[rabbitmq-discuss] last sticky wicket on map/reduce

Jon Brisbin jon.brisbin at npcinternational.com
Fri Oct 1 14:34:41 BST 2010


I'm also wondering if anyone uses counts to determine when a job is finished or not. By that I mean, increment a counter for every outgoing message and decrement the counter when a response is received. In the case of a map/reduce job, I'd need to do something like:

SQL -> Map phase = +1 (per row)
Map phase -> Reduce phase = -1 (that we got the original msg) +1 * (num of emit's)
Reduce phase -> Response|ReReduce = -1 (for emit's) +1 (for response/rereduce)
[ReReduce -> Response] = -1 +1 (for sending response)
Response = -1

Essentially, each step would decrement a counter for the incoming message and increment the counter for the outgoing message. A reduce phase might decrement the counter 1000 times and increment it once. But since the map phase incremented it 1000 times prior, the count after map/reduce would be "1". The response listener would then decrement the counter when it processed the response, see that it's now zero, and know to continue.

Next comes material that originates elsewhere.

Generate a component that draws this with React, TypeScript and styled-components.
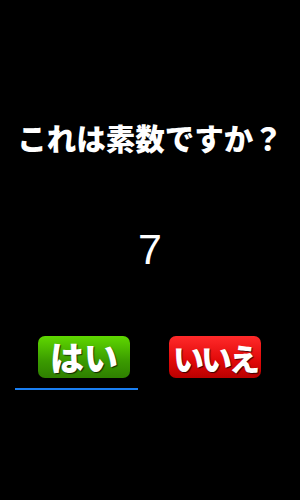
import React from "react";
import styled, { createGlobalStyle } from "styled-components";

const Global = createGlobalStyle`
  html, body { margin: 0; padding: 0; background: #000; }
  #root { width: 300px; height: 500px; }
`;

const Screen = styled.div`
  width: 300px;
  height: 500px;
  background: #000;
  display: flex;
  flex-direction: column;
  align-items: center;
  font-family: "Noto Sans CJK JP", "Noto Sans", sans-serif;
  color: #fff;
`;

const Title = styled.div`
  margin-top: 117px;
  font-size: 29.5px;
  font-weight: 900;
  line-height: 40px;
  white-space: nowrap;
`;

const Number = styled.div`
  margin-top: 67px;
  font-family: "Liberation Sans", Arial, sans-serif;
  font-size: 43px;
  line-height: 50px;
`;

const ButtonRow = styled.div`
  margin-top: 62px;
  width: 100%;
  display: flex;
  justify-content: space-between;
  padding: 0 39px 0 15px;
  box-sizing: border-box;
`;

const Slot = styled.div<{ $underline?: boolean }>`
  width: 125px;
  display: flex;
  flex-direction: column;
  align-items: ${(p) => (p.$underline ? "flex-start" : "flex-end")};
  padding-left: ${(p) => (p.$underline ? "23px" : "0")};
  box-sizing: border-box;
  height: 54px;
  border-bottom: 2px solid ${(p) => (p.$underline ? "#1a7ff2" : "transparent")};
`;

const Btn = styled.div<{ $color: "green" | "red" }>`
  width: 92px;
  height: 42px;
  border-radius: 7px;
  background: ${(p) =>
    p.$color === "green"
      ? "linear-gradient(#5fd800, #3a9a00 60%, #2e7f00)"
      : "linear-gradient(#ff2a2a, #e00808 60%, #b80000)"};
  display: flex;
  align-items: center;
  justify-content: center;
  font-size: ${(p) => (p.$color === "green" ? "34px" : "31px")};
  font-weight: 900;
  line-height: 1;
  color: #fff;
  text-shadow: 1px 1px 1px rgba(0, 0, 0, 0.7);
  white-space: nowrap;
  letter-spacing: ${(p) => (p.$color === "green" ? "0px" : "-3px")};
`;

export default function App() {
  return (
    <>
      <Global />
      <Screen>
        <Title>これは素数ですか？</Title>
        <Number>7</Number>
        <ButtonRow>
          <Slot $underline>
            <Btn $color="green">はい</Btn>
          </Slot>
          <Slot>
            <Btn $color="red">いいえ</Btn>
          </Slot>
        </ButtonRow>
      </Screen>
    </>
  );
}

If my goal is to beat processing times on the AS/400 when doing large financial calculations (daily acct'g reports take several hours to generate), I can't really depend on timeouts to make sure I've gathered all my results. I want the job to return as soon as results are ready. I'd like to go to management and show them a 2 hr -> 15 min improvement by using parallel processing.

I'm just wondering if using ZooKeeper or similar to do distributed, synchronized counters will have enough atomicity to not miss a count incr/decr. If I miss even one, I'm screwed because it'll never get back to zero (or get there prematurely).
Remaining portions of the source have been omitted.